▸ **Aim of the exercise**
Your job is to retype all of the data word for word, leaving every image out.

▸ **Raw data**
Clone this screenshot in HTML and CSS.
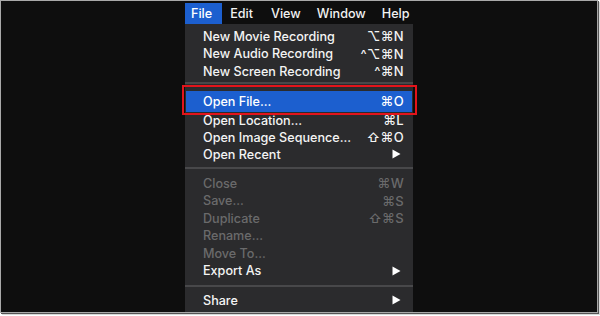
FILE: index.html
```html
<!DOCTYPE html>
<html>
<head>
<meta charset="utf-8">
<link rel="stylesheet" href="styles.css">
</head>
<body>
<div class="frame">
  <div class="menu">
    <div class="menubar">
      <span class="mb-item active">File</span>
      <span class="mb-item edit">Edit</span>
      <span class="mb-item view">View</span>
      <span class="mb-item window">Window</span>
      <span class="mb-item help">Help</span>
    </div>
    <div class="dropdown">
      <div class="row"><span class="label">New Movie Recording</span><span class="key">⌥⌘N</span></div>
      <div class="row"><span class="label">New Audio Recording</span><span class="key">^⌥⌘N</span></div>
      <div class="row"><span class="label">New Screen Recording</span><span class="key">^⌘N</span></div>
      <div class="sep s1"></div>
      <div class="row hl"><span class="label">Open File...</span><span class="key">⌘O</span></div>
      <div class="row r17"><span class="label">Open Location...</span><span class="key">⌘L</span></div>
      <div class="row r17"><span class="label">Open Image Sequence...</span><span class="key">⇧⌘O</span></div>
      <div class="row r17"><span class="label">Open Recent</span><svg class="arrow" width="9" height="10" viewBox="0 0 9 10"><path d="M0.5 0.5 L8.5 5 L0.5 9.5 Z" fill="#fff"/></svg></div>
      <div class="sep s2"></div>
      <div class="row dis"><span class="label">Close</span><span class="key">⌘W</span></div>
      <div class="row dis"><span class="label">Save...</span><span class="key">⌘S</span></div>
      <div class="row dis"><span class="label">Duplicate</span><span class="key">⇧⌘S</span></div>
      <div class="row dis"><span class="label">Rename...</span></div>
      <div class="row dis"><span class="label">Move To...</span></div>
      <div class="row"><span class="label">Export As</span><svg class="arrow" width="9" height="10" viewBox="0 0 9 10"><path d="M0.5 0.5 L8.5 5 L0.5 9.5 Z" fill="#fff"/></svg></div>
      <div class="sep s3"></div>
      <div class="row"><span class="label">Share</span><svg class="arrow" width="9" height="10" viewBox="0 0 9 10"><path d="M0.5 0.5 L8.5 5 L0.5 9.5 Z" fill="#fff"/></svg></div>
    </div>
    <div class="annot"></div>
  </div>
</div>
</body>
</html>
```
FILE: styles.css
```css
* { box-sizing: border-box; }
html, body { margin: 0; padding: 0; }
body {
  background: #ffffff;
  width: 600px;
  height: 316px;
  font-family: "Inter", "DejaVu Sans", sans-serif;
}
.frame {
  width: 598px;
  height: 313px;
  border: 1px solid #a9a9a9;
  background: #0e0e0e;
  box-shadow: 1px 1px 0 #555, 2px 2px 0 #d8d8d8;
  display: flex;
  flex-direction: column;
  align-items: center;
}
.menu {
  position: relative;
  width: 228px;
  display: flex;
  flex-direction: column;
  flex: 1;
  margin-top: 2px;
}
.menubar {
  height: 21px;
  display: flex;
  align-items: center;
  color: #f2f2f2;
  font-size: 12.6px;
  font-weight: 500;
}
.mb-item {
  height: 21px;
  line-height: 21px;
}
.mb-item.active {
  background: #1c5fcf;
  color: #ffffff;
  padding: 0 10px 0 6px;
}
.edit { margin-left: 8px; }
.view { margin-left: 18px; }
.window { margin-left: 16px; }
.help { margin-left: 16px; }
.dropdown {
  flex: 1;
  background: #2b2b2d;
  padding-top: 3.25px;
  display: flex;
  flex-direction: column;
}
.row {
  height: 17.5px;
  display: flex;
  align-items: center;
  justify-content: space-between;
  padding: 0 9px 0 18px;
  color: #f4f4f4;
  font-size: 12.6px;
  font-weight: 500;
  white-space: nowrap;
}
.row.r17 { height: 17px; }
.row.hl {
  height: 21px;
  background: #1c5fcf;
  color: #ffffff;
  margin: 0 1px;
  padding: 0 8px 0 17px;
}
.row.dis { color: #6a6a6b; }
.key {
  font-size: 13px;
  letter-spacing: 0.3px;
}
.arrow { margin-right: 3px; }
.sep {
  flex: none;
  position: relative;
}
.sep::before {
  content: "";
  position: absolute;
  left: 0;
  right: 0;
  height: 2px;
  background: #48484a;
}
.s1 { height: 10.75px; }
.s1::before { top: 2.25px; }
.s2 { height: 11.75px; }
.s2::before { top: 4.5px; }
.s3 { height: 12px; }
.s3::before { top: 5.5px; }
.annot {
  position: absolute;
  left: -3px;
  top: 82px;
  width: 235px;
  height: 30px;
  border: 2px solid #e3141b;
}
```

▸ **Task solution**
Clone this screenshot in HTML and CSS.
FILE: index.html
```html
<!DOCTYPE html>
<html>
<head>
<meta charset="utf-8">
<link rel="stylesheet" href="styles.css">
</head>
<body>
<div class="frame">
  <div class="menu">
    <div class="menubar">
      <span class="mb-item active">File</span>
      <span class="mb-item edit">Edit</span>
      <span class="mb-item view">View</span>
      <span class="mb-item window">Window</span>
      <span class="mb-item help">Help</span>
    </div>
    <div class="dropdown">
      <div class="row"><span class="label">New Movie Recording</span><span class="key">⌥⌘N</span></div>
      <div class="row"><span class="label">New Audio Recording</span><span class="key">^⌥⌘N</span></div>
      <div class="row"><span class="label">New Screen Recording</span><span class="key">^⌘N</span></div>
      <div class="sep s1"></div>
      <div class="row hl"><span class="label">Open File...</span><span class="key">⌘O</span></div>
      <div class="row r17"><span class="label">Open Location...</span><span class="key">⌘L</span></div>
      <div class="row r17"><span class="label">Open Image Sequence...</span><span class="key">⇧⌘O</span></div>
      <div class="row r17"><span class="label">Open Recent</span><svg class="arrow" width="9" height="10" viewBox="0 0 9 10"><path d="M0.5 0.5 L8.5 5 L0.5 9.5 Z" fill="#fff"/></svg></div>
      <div class="sep s2"></div>
      <div class="row dis"><span class="label">Close</span><span class="key">⌘W</span></div>
      <div class="row dis"><span class="label">Save...</span><span class="key">⌘S</span></div>
      <div class="row dis"><span class="label">Duplicate</span><span class="key">⇧⌘S</span></div>
      <div class="row dis"><span class="label">Rename...</span></div>
      <div class="row dis"><span class="label">Move To...</span></div>
      <div class="row"><span class="label">Export As</span><svg class="arrow" width="9" height="10" viewBox="0 0 9 10"><path d="M0.5 0.5 L8.5 5 L0.5 9.5 Z" fill="#fff"/></svg></div>
      <div class="sep s3"></div>
      <div class="row"><span class="label">Share</span><svg class="arrow" width="9" height="10" viewBox="0 0 9 10"><path d="M0.5 0.5 L8.5 5 L0.5 9.5 Z" fill="#fff"/></svg></div>
    </div>
    <div class="annot"></div>
  </div>
</div>
</body>
</html>
```
FILE: styles.css
```css
* { box-sizing: border-box; }
html, body { margin: 0; padding: 0; }
body {
  background: #ffffff;
  width: 600px;
  height: 316px;
  font-family: "Inter", "DejaVu Sans", sans-serif;
}
.frame {
  width: 598px;
  height: 313px;
  border: 1px solid #a9a9a9;
  background: #0e0e0e;
  box-shadow: 1px 1px 0 #555, 2px 2px 0 #d8d8d8;
  display: flex;
  flex-direction: column;
  align-items: center;
}
.menu {
  position: relative;
  width: 228px;
  display: flex;
  flex-direction: column;
  flex: 1;
  margin-top: 2px;
}
.menubar {
  height: 21px;
  display: flex;
  align-items: center;
  color: #f2f2f2;
  font-size: 12.6px;
  font-weight: 500;
}
.mb-item {
  height: 21px;
  line-height: 21px;
}
.mb-item.active {
  background: #1c5fcf;
  color: #ffffff;
  padding: 0 10px 0 6px;
}
.edit { margin-left: 8px; }
.view { margin-left: 18px; }
.window { margin-left: 16px; }
.help { margin-left: 16px; }
.dropdown {
  flex: 1;
  background: #2b2b2d;
  padding-top: 3.25px;
  display: flex;
  flex-direction: column;
}
.row {
  height: 17.5px;
  display: flex;
  align-items: center;
  justify-content: space-between;
  padding: 0 9px 0 18px;
  color: #f4f4f4;
  font-size: 12.6px;
  font-weight: 500;
  white-space: nowrap;
}
.row.r17 { height: 17px; }
.row.hl {
  height: 21px;
  background: #1c5fcf;
  color: #ffffff;
  margin: 0 1px;
  padding: 0 8px 0 17px;
}
.row.dis { color: #6a6a6b; }
.key {
  font-size: 13px;
  letter-spacing: 0.3px;
}
.arrow { margin-right: 3px; }
.sep {
  flex: none;
  position: relative;
}
.sep::before {
  content: "";
  position: absolute;
  left: 0;
  right: 0;
  height: 2px;
  background: #48484a;
}
.s1 { height: 10.75px; }
.s1::before { top: 2.25px; }
.s2 { height: 11.75px; }
.s2::before { top: 4.5px; }
.s3 { height: 12px; }
.s3::before { top: 5.5px; }
.annot {
  position: absolute;
  left: -3px;
  top: 82px;
  width: 235px;
  height: 30px;
  border: 2px solid #e3141b;
}
```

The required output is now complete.